This very enjoyable interview of Ed Sheeran’s manager makes the good point that successful artists like Ed are an easy target, just like Bono and Coldplay were before him. I sat in a cab the other night having to listen to a popular pop radio station. The best song I heard over the 20 minutes was Sheeran’s Shape Of You. Granted, the song isn’t the zenith of western popular culture, but the rest of the playlist was absolutely abhorrent, terrible to the extreme. It’s hard to understand why people like that kind of music so much and why it’s so successful. But they do and it is.
Unsuccessful artists in local venues know that Sheeran is shit, Bono’s a knob and Coldplay are a crime, and that they just need more exposure, bigger gigs and better contacts to get ahead.
They email people like us looking for advice so that they can get to the next level. What follows is a bit of management advice.

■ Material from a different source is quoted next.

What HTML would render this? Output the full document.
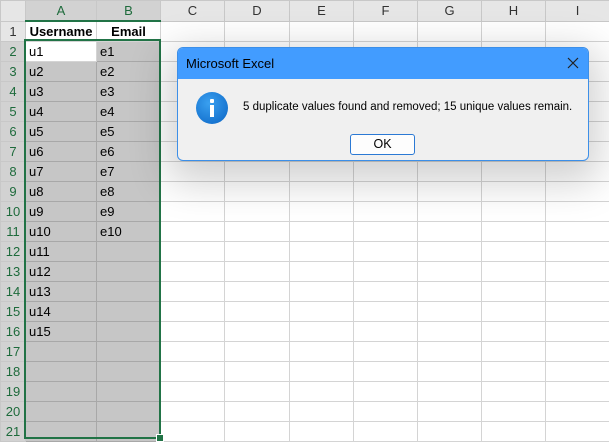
<!DOCTYPE html>
<html><head><style>
body{margin:0;width:609px;height:440px;overflow:hidden;background:#fff;font-family:"Liberation Sans",sans-serif;position:relative}
table{border-collapse:collapse;table-layout:fixed;position:absolute;left:0;top:0;width:609px}
td{height:19px;border:1px solid #d4d4d4;padding:0 3px;font-size:13px;color:#000;white-space:nowrap;overflow:hidden;line-height:19px}
tr.h td{background:#e6e6e6;border-color:#c8c8c8;text-align:center;color:#333}
td.r{background:#e6e6e6;border-color:#c8c8c8;text-align:center;color:#333;padding:0}
tr.h td.sel{background:#d2d2d2;color:#1e6b3c;border-bottom:2px solid #217346}
td.r.sel{background:#d2d2d2;color:#1e6b3c}
td.s{background:#c6c6c6;border-color:#a8a8a8}
td.w{background:#fff}
.b{font-weight:bold;text-align:center;padding:0}
#selb{position:absolute;left:24px;top:39px;width:133px;height:396px;border:2px solid #217346}
#h{position:absolute;left:156px;top:434px;width:6px;height:6px;background:#217346;border:1px solid #fff}
#dlg{position:absolute;left:177px;top:47px;width:410px;height:112px;background:#f0f0f0;border:1px solid #3c8fe8;border-radius:6px;box-shadow:0 12px 40px 10px rgba(0,0,0,.18);overflow:hidden}
#tb{height:31px;background:#429cff;font-size:13px;line-height:31px;padding-left:8px;color:#000}
#x{position:absolute;right:8px;top:8px}
#ic{position:absolute;left:18px;top:44px;width:32px;height:32px;border-radius:50%;background:radial-gradient(circle at 40% 35%,#3aa0f0,#0a64c4)}
#ic:before{content:"";position:absolute;left:14px;top:7px;width:4px;height:4px;background:#fff;border-radius:1px}
#ic:after{content:"";position:absolute;left:14px;top:13px;width:4px;height:12px;background:#fff}
#msg{position:absolute;left:65px;top:53px;font-size:11.5px;color:#000;white-space:nowrap}
#ok{position:absolute;left:172px;top:86px;width:63px;height:19px;border:1px solid #2b79d4;border-radius:3px;background:#fdfdfd;font-size:12.5px;text-align:center;line-height:19px}
</style></head><body>
<table>
<colgroup><col style="width:25px"><col style="width:71px"><col style="width:64px"><col style="width:64px"><col style="width:65px"><col style="width:64px"><col style="width:64px"><col style="width:64px"><col style="width:64px"><col style="width:64px"></colgroup>
<tr class="h"><td></td><td class="sel">A</td><td class="sel">B</td><td>C</td><td>D</td><td>E</td><td>F</td><td>G</td><td>H</td><td>I</td></tr>
<tr><td class="r">1</td><td class="b">Username</td><td class="b">Email</td><td></td><td></td><td></td><td></td><td></td><td></td><td></td></tr>
<tr><td class="r sel">2</td><td class="w">u1</td><td class="s">e1</td><td></td><td></td><td></td><td></td><td></td><td></td><td></td></tr>
<tr><td class="r sel">3</td><td class="s">u2</td><td class="s">e2</td><td></td><td></td><td></td><td></td><td></td><td></td><td></td></tr>
<tr><td class="r sel">4</td><td class="s">u3</td><td class="s">e3</td><td></td><td></td><td></td><td></td><td></td><td></td><td></td></tr>
<tr><td class="r sel">5</td><td class="s">u4</td><td class="s">e4</td><td></td><td></td><td></td><td></td><td></td><td></td><td></td></tr>
<tr><td class="r sel">6</td><td class="s">u5</td><td class="s">e5</td><td></td><td></td><td></td><td></td><td></td><td></td><td></td></tr>
<tr><td class="r sel">7</td><td class="s">u6</td><td class="s">e6</td><td></td><td></td><td></td><td></td><td></td><td></td><td></td></tr>
<tr><td class="r sel">8</td><td class="s">u7</td><td class="s">e7</td><td></td><td></td><td></td><td></td><td></td><td></td><td></td></tr>
<tr><td class="r sel">9</td><td class="s">u8</td><td class="s">e8</td><td></td><td></td><td></td><td></td><td></td><td></td><td></td></tr>
<tr><td class="r sel">10</td><td class="s">u9</td><td class="s">e9</td><td></td><td></td><td></td><td></td><td></td><td></td><td></td></tr>
<tr><td class="r sel">11</td><td class="s">u10</td><td class="s">e10</td><td></td><td></td><td></td><td></td><td></td><td></td><td></td></tr>
<tr><td class="r sel">12</td><td class="s">u11</td><td class="s"></td><td></td><td></td><td></td><td></td><td></td><td></td><td></td></tr>
<tr><td class="r sel">13</td><td class="s">u12</td><td class="s"></td><td></td><td></td><td></td><td></td><td></td><td></td><td></td></tr>
<tr><td class="r sel">14</td><td class="s">u13</td><td class="s"></td><td></td><td></td><td></td><td></td><td></td><td></td><td></td></tr>
<tr><td class="r sel">15</td><td class="s">u14</td><td class="s"></td><td></td><td></td><td></td><td></td><td></td><td></td><td></td></tr>
<tr><td class="r sel">16</td><td class="s">u15</td><td class="s"></td><td></td><td></td><td></td><td></td><td></td><td></td><td></td></tr>
<tr><td class="r sel">17</td><td class="s"></td><td class="s"></td><td></td><td></td><td></td><td></td><td></td><td></td><td></td></tr>
<tr><td class="r sel">18</td><td class="s"></td><td class="s"></td><td></td><td></td><td></td><td></td><td></td><td></td><td></td></tr>
<tr><td class="r sel">19</td><td class="s"></td><td class="s"></td><td></td><td></td><td></td><td></td><td></td><td></td><td></td></tr>
<tr><td class="r sel">20</td><td class="s"></td><td class="s"></td><td></td><td></td><td></td><td></td><td></td><td></td><td></td></tr>
<tr><td class="r sel">21</td><td class="s"></td><td class="s"></td><td></td><td></td><td></td><td></td><td></td><td></td><td></td></tr>
</table>
<div id="selb"></div><div id="h"></div>
<div id="dlg">
<div id="tb">Microsoft Excel</div>
<svg id="x" width="14" height="14" viewBox="0 0 14 14"><path d="M2 2L12 12M12 2L2 12" stroke="#222" stroke-width="1.2"/></svg>
<div id="ic"></div>
<div id="msg">5 duplicate values found and removed; 15 unique values remain.</div>
<div id="ok">OK</div>
</div>
</body></html>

Exposure also exposes what an artist hasn’t got. If you are in the most SoCal sounding punk band from Leeds who wish it still was 2003 or Leicester’s third closest clone of what Foals did four years ago or the one from who cares where, who sound like a polite version of Bastille, chances are everyone’s heard a version of your record many times already. It’s fruitless to seek exposure for it. It isn’t new, edgy and exciting. No one will care.
Better songs and exciting, new sounding records is the answer.
Don’t follow the trail. Go instead where there is no path and leave a trail.
When faced with management guidance and advice, it’s easy to go into denial about why it’s not happening. But it is always the music that isn’t resonating. A great record of a great song is the first thing that needs to be got right. Without it a good work ethic will just keep you banging your head against an impenetrable brick wall until you’re 28 and your t-shirt chafes your man tits, both of which wobble in indignation and anger at Ed Sheeran and the easiest, nearest excuse.
The solution is to do what presumably got you going in the first place: you love making music.
There are 12 notes in the chromatic scale and it’s up to you how you mix them up.
The 12 steps to musical success rest on your ability to do it imaginatively.